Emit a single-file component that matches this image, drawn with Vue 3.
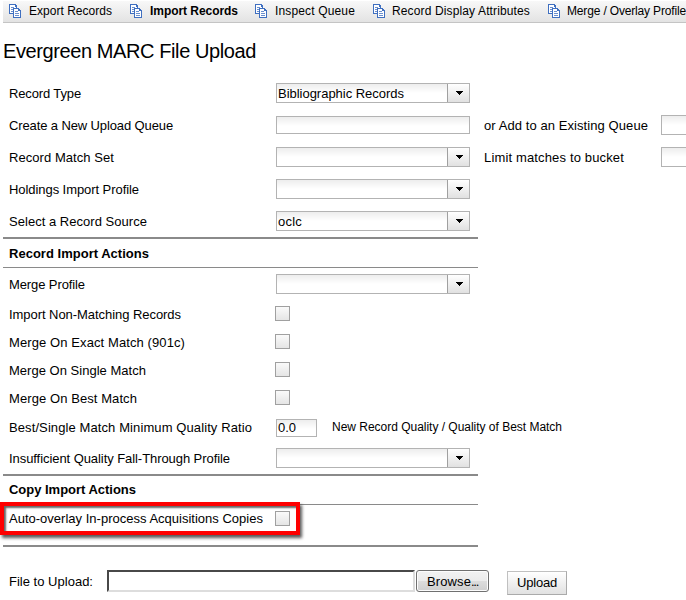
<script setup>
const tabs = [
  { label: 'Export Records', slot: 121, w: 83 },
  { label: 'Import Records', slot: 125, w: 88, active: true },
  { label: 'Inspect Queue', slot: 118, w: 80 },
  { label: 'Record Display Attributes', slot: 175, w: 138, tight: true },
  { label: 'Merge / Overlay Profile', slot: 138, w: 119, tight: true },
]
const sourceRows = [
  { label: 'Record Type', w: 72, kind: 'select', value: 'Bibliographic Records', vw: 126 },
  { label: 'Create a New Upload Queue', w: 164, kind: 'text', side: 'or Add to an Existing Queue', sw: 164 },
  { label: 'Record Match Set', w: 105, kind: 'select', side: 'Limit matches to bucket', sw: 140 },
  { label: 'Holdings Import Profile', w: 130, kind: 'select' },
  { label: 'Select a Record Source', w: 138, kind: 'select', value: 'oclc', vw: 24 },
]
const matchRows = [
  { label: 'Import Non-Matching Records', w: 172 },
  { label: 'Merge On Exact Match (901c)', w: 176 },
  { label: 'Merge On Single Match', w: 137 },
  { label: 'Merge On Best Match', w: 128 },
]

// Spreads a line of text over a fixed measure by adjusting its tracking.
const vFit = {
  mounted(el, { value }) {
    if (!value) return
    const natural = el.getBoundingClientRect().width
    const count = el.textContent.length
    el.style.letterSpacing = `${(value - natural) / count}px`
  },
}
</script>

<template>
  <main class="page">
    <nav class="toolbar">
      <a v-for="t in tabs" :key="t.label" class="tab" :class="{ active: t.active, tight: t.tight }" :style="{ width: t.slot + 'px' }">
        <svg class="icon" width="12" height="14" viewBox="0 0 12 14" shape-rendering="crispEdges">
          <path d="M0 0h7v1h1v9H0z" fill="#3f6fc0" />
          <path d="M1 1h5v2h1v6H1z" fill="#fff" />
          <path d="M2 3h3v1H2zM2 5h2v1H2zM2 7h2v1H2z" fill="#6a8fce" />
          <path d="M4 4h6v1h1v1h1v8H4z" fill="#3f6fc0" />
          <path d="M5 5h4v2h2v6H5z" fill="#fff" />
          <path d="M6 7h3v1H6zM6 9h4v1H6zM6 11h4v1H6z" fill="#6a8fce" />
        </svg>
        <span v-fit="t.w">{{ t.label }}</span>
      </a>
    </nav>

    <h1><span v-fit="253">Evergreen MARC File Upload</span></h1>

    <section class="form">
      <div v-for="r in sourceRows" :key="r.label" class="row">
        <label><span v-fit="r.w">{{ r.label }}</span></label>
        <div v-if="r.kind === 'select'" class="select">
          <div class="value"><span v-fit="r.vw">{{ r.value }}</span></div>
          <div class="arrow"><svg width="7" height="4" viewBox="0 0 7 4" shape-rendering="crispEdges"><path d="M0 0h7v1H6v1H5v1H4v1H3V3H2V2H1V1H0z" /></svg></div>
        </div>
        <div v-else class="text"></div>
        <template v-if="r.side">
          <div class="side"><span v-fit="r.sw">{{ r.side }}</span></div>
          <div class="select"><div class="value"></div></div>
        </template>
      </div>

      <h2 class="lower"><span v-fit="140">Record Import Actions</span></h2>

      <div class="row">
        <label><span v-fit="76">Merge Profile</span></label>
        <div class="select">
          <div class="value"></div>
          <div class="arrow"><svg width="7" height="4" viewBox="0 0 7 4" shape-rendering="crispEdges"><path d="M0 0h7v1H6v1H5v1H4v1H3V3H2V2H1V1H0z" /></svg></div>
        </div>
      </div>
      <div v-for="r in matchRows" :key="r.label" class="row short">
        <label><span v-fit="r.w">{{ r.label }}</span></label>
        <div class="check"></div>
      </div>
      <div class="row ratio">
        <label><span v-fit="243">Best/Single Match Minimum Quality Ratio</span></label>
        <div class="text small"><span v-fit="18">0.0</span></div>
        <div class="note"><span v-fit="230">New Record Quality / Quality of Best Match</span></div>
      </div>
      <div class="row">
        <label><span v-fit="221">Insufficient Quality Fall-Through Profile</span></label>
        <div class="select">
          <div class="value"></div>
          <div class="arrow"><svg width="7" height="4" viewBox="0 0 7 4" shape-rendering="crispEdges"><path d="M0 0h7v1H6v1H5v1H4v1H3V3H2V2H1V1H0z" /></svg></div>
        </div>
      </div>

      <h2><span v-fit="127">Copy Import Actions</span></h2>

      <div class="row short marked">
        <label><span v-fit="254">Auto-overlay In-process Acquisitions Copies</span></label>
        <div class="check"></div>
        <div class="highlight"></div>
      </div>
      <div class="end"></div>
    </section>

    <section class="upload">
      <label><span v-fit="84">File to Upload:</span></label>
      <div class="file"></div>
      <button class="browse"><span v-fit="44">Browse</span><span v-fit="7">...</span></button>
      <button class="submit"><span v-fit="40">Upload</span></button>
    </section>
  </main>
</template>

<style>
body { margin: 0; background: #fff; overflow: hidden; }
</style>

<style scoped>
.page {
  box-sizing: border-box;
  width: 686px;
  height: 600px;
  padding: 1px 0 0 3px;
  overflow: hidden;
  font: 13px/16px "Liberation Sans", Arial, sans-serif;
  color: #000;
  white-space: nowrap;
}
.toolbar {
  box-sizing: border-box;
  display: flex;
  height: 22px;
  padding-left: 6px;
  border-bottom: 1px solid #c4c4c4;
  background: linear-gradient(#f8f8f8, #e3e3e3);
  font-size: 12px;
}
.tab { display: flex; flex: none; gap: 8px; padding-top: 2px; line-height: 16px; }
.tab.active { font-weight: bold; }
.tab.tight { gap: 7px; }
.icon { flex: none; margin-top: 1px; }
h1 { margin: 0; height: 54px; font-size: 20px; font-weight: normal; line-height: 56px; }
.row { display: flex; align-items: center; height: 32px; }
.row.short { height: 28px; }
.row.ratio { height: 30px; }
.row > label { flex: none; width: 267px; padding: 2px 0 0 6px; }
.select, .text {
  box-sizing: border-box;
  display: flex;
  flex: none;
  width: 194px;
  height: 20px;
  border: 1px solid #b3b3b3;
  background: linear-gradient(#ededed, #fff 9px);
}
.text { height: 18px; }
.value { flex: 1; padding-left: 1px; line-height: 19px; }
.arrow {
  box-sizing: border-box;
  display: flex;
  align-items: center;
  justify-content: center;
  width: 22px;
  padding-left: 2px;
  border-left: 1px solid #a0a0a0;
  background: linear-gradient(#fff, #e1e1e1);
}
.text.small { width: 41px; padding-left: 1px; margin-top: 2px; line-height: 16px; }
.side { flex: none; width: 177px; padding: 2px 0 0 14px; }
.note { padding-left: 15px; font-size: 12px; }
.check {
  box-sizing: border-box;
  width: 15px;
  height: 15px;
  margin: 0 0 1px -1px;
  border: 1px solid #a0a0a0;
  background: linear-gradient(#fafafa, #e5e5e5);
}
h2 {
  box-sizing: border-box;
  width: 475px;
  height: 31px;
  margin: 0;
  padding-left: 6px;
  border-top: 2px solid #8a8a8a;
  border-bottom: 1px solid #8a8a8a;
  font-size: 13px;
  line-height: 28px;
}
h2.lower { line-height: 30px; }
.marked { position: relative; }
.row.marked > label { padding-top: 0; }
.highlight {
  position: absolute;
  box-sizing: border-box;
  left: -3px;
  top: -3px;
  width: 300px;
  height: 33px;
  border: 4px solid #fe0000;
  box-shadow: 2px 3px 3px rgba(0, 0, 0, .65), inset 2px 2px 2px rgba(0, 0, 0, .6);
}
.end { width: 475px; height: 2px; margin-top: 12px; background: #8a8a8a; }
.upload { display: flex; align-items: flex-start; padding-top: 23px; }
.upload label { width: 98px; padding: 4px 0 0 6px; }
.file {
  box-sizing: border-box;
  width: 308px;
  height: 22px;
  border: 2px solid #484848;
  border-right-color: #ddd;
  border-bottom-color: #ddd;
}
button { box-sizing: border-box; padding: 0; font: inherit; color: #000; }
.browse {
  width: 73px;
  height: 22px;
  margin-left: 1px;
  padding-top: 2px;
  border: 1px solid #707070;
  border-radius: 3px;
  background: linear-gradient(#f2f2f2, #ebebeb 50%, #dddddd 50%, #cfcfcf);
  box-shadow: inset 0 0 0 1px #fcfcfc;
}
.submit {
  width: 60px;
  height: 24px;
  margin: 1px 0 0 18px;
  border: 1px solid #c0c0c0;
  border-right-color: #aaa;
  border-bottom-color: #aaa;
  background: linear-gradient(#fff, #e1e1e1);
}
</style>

▶ _Exercise details_: Return exactly what appears from the opening line of the material through the line with "MARC File Upload</span></h1>", apart from the pictures.

▶ _Response below_:
Emit a single-file component that matches this image, drawn with Vue 3.
<script setup>
const tabs = [
  { label: 'Export Records', slot: 121, w: 83 },
  { label: 'Import Records', slot: 125, w: 88, active: true },
  { label: 'Inspect Queue', slot: 118, w: 80 },
  { label: 'Record Display Attributes', slot: 175, w: 138, tight: true },
  { label: 'Merge / Overlay Profile', slot: 138, w: 119, tight: true },
]
const sourceRows = [
  { label: 'Record Type', w: 72, kind: 'select', value: 'Bibliographic Records', vw: 126 },
  { label: 'Create a New Upload Queue', w: 164, kind: 'text', side: 'or Add to an Existing Queue', sw: 164 },
  { label: 'Record Match Set', w: 105, kind: 'select', side: 'Limit matches to bucket', sw: 140 },
  { label: 'Holdings Import Profile', w: 130, kind: 'select' },
  { label: 'Select a Record Source', w: 138, kind: 'select', value: 'oclc', vw: 24 },
]
const matchRows = [
  { label: 'Import Non-Matching Records', w: 172 },
  { label: 'Merge On Exact Match (901c)', w: 176 },
  { label: 'Merge On Single Match', w: 137 },
  { label: 'Merge On Best Match', w: 128 },
]

// Spreads a line of text over a fixed measure by adjusting its tracking.
const vFit = {
  mounted(el, { value }) {
    if (!value) return
    const natural = el.getBoundingClientRect().width
    const count = el.textContent.length
    el.style.letterSpacing = `${(value - natural) / count}px`
  },
}
</script>

<template>
  <main class="page">
    <nav class="toolbar">
      <a v-for="t in tabs" :key="t.label" class="tab" :class="{ active: t.active, tight: t.tight }" :style="{ width: t.slot + 'px' }">
        <svg class="icon" width="12" height="14" viewBox="0 0 12 14" shape-rendering="crispEdges">
          <path d="M0 0h7v1h1v9H0z" fill="#3f6fc0" />
          <path d="M1 1h5v2h1v6H1z" fill="#fff" />
          <path d="M2 3h3v1H2zM2 5h2v1H2zM2 7h2v1H2z" fill="#6a8fce" />
          <path d="M4 4h6v1h1v1h1v8H4z" fill="#3f6fc0" />
          <path d="M5 5h4v2h2v6H5z" fill="#fff" />
          <path d="M6 7h3v1H6zM6 9h4v1H6zM6 11h4v1H6z" fill="#6a8fce" />
        </svg>
        <span v-fit="t.w">{{ t.label }}</span>
      </a>
    </nav>

    <h1><span v-fit="253">Evergreen MARC File Upload</span></h1>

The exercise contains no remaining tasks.